(Entries with page source code)
■ ■ ■ ■ ■
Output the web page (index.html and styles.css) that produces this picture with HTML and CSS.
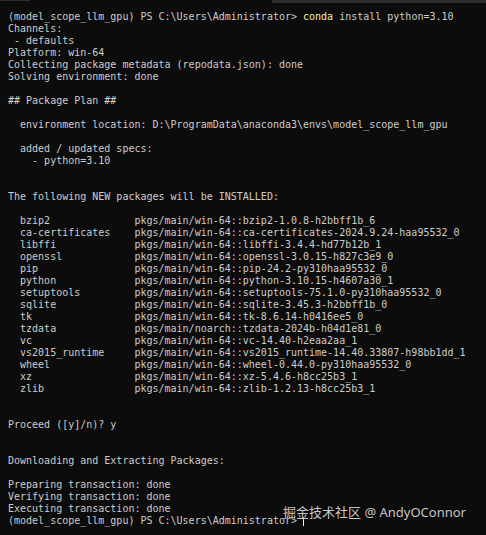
FILE: index.html
```html
<!DOCTYPE html>
<html>
<head>
<meta charset="utf-8">
<link rel="stylesheet" href="styles.css">
</head>
<body>
<div class="window">
  <div class="tabedge">
    <span class="edge edge-left"></span>
    <span class="edge-gap"></span>
    <span class="edge edge-right"></span>
  </div>
<pre class="term">(model_scope_llm_gpu) PS C:\Users\Administrator> <span class="cmd">conda</span> install python=3.10
Channels:
 - defaults
Platform: win-64
Collecting package metadata (repodata.json): done
Solving environment: done

## Package Plan ##

  environment location: D:\ProgramData\anaconda3\envs\model_scope_llm_gpu

  added / updated specs:
    - python=3.10


The following NEW packages will be INSTALLED:

  bzip2              pkgs/main/win-64::bzip2-1.0.8-h2bbff1b_6
  ca-certificates    pkgs/main/win-64::ca-certificates-2024.9.24-haa95532_0
  libffi             pkgs/main/win-64::libffi-3.4.4-hd77b12b_1
  openssl            pkgs/main/win-64::openssl-3.0.15-h827c3e9_0
  pip                pkgs/main/win-64::pip-24.2-py310haa95532_0
  python             pkgs/main/win-64::python-3.10.15-h4607a30_1
  setuptools         pkgs/main/win-64::setuptools-75.1.0-py310haa95532_0
  sqlite             pkgs/main/win-64::sqlite-3.45.3-h2bbff1b_0
  tk                 pkgs/main/win-64::tk-8.6.14-h0416ee5_0
  tzdata             pkgs/main/noarch::tzdata-2024b-h04d1e81_0
  vc                 pkgs/main/win-64::vc-14.40-h2eaa2aa_1
  vs2015_runtime     pkgs/main/win-64::vs2015_runtime-14.40.33807-h98bb1dd_1
  wheel              pkgs/main/win-64::wheel-0.44.0-py310haa95532_0
  xz                 pkgs/main/win-64::xz-5.4.6-h8cc25b3_1
  zlib               pkgs/main/win-64::zlib-1.2.13-h8cc25b3_1


Proceed ([y]/n)? y


Downloading and Extracting Packages:

Preparing transaction: done
Verifying transaction: done
Executing transaction: done
(model_scope_llm_gpu) PS C:\Users\Administrator> <span class="cursor"></span></pre>
  <div class="watermark">掘金技术社区 @ AndyOConnor</div>
</div>
</body>
</html>
```

FILE: styles.css
```css
html, body {
  margin: 0;
  padding: 0;
  background: #0c0c0c;
}

.window {
  position: relative;
  width: 486px;
  height: 535px;
  overflow: hidden;
  background: #0c0c0c;
}

.tabedge {
  display: flex;
  align-items: flex-start;
  height: 3px;
}

.edge {
  display: block;
  background: #2c2c2c;
}

.edge-left {
  width: 30px;
  height: 1px;
}

.edge-gap {
  width: 242px;
}

.edge-right {
  flex: 1;
  height: 3px;
}

.term {
  margin: 8px 0 0 8px;
  font-family: "DejaVu Sans Mono", "Liberation Mono", monospace;
  font-size: 10px;
  line-height: 12px;
  color: #cccccc;
  white-space: pre;
}

.cmd {
  color: #f9f1a5;
}

.cursor {
  display: inline-block;
  width: 1px;
  height: 9px;
  background: #f2f2f2;
  vertical-align: -2px;
}

.watermark {
  position: absolute;
  left: 283px;
  top: 503px;
  font-family: "Noto Sans", "Noto Sans CJK SC", sans-serif;
  font-size: 13px;
  line-height: 18px;
  color: rgba(235, 235, 235, 0.85);
  text-shadow: 0 0 2px rgba(0, 0, 0, 0.6);
  white-space: nowrap;
}
```
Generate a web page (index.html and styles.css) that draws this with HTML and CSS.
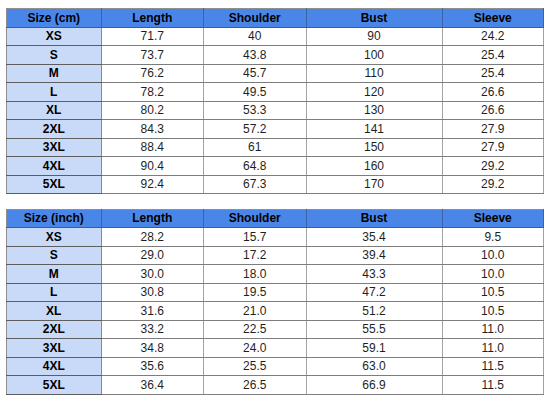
■ ■ ■ ■ ■
◆ **Objective**
Transcribe the whole listing exactly. Pictures are excluded.

◆ **Response**
Output the web page (index.html and styles.css) that produces this picture with HTML and CSS.
FILE: index.html
```html
<!DOCTYPE html>
<html>
<head>
<meta charset="utf-8">
<link rel="stylesheet" href="styles.css">
</head>
<body>
<div class="window">
  <div class="tabedge">
    <span class="edge edge-left"></span>
    <span class="edge-gap"></span>
    <span class="edge edge-right"></span>
  </div>
<pre class="term">(model_scope_llm_gpu) PS C:\Users\Administrator> <span class="cmd">conda</span> install python=3.10
Channels:
 - defaults
Platform: win-64
Collecting package metadata (repodata.json): done
Solving environment: done

## Package Plan ##

  environment location: D:\ProgramData\anaconda3\envs\model_scope_llm_gpu

  added / updated specs:
    - python=3.10


The following NEW packages will be INSTALLED:

  bzip2              pkgs/main/win-64::bzip2-1.0.8-h2bbff1b_6
  ca-certificates    pkgs/main/win-64::ca-certificates-2024.9.24-haa95532_0
  libffi             pkgs/main/win-64::libffi-3.4.4-hd77b12b_1
  openssl            pkgs/main/win-64::openssl-3.0.15-h827c3e9_0
  pip                pkgs/main/win-64::pip-24.2-py310haa95532_0
  python             pkgs/main/win-64::python-3.10.15-h4607a30_1
  setuptools         pkgs/main/win-64::setuptools-75.1.0-py310haa95532_0
  sqlite             pkgs/main/win-64::sqlite-3.45.3-h2bbff1b_0
  tk                 pkgs/main/win-64::tk-8.6.14-h0416ee5_0
  tzdata             pkgs/main/noarch::tzdata-2024b-h04d1e81_0
  vc                 pkgs/main/win-64::vc-14.40-h2eaa2aa_1
  vs2015_runtime     pkgs/main/win-64::vs2015_runtime-14.40.33807-h98bb1dd_1
  wheel              pkgs/main/win-64::wheel-0.44.0-py310haa95532_0
  xz                 pkgs/main/win-64::xz-5.4.6-h8cc25b3_1
  zlib               pkgs/main/win-64::zlib-1.2.13-h8cc25b3_1


Proceed ([y]/n)? y


Downloading and Extracting Packages:

Preparing transaction: done
Verifying transaction: done
Executing transaction: done
(model_scope_llm_gpu) PS C:\Users\Administrator> <span class="cursor"></span></pre>
  <div class="watermark">掘金技术社区 @ AndyOConnor</div>
</div>
</body>
</html>
```

FILE: styles.css
```css
html, body {
  margin: 0;
  padding: 0;
  background: #0c0c0c;
}

.window {
  position: relative;
  width: 486px;
  height: 535px;
  overflow: hidden;
  background: #0c0c0c;
}

.tabedge {
  display: flex;
  align-items: flex-start;
  height: 3px;
}

.edge {
  display: block;
  background: #2c2c2c;
}

.edge-left {
  width: 30px;
  height: 1px;
}

.edge-gap {
  width: 242px;
}

.edge-right {
  flex: 1;
  height: 3px;
}

.term {
  margin: 8px 0 0 8px;
  font-family: "DejaVu Sans Mono", "Liberation Mono", monospace;
  font-size: 10px;
  line-height: 12px;
  color: #cccccc;
  white-space: pre;
}

.cmd {
  color: #f9f1a5;
}

.cursor {
  display: inline-block;
  width: 1px;
  height: 9px;
  background: #f2f2f2;
  vertical-align: -2px;
}

.watermark {
  position: absolute;
  left: 283px;
  top: 503px;
  font-family: "Noto Sans", "Noto Sans CJK SC", sans-serif;
  font-size: 13px;
  line-height: 18px;
  color: rgba(235, 235, 235, 0.85);
  text-shadow: 0 0 2px rgba(0, 0, 0, 0.6);
  white-space: nowrap;
}
```
Generate a web page (index.html and styles.css) that draws this with HTML and CSS.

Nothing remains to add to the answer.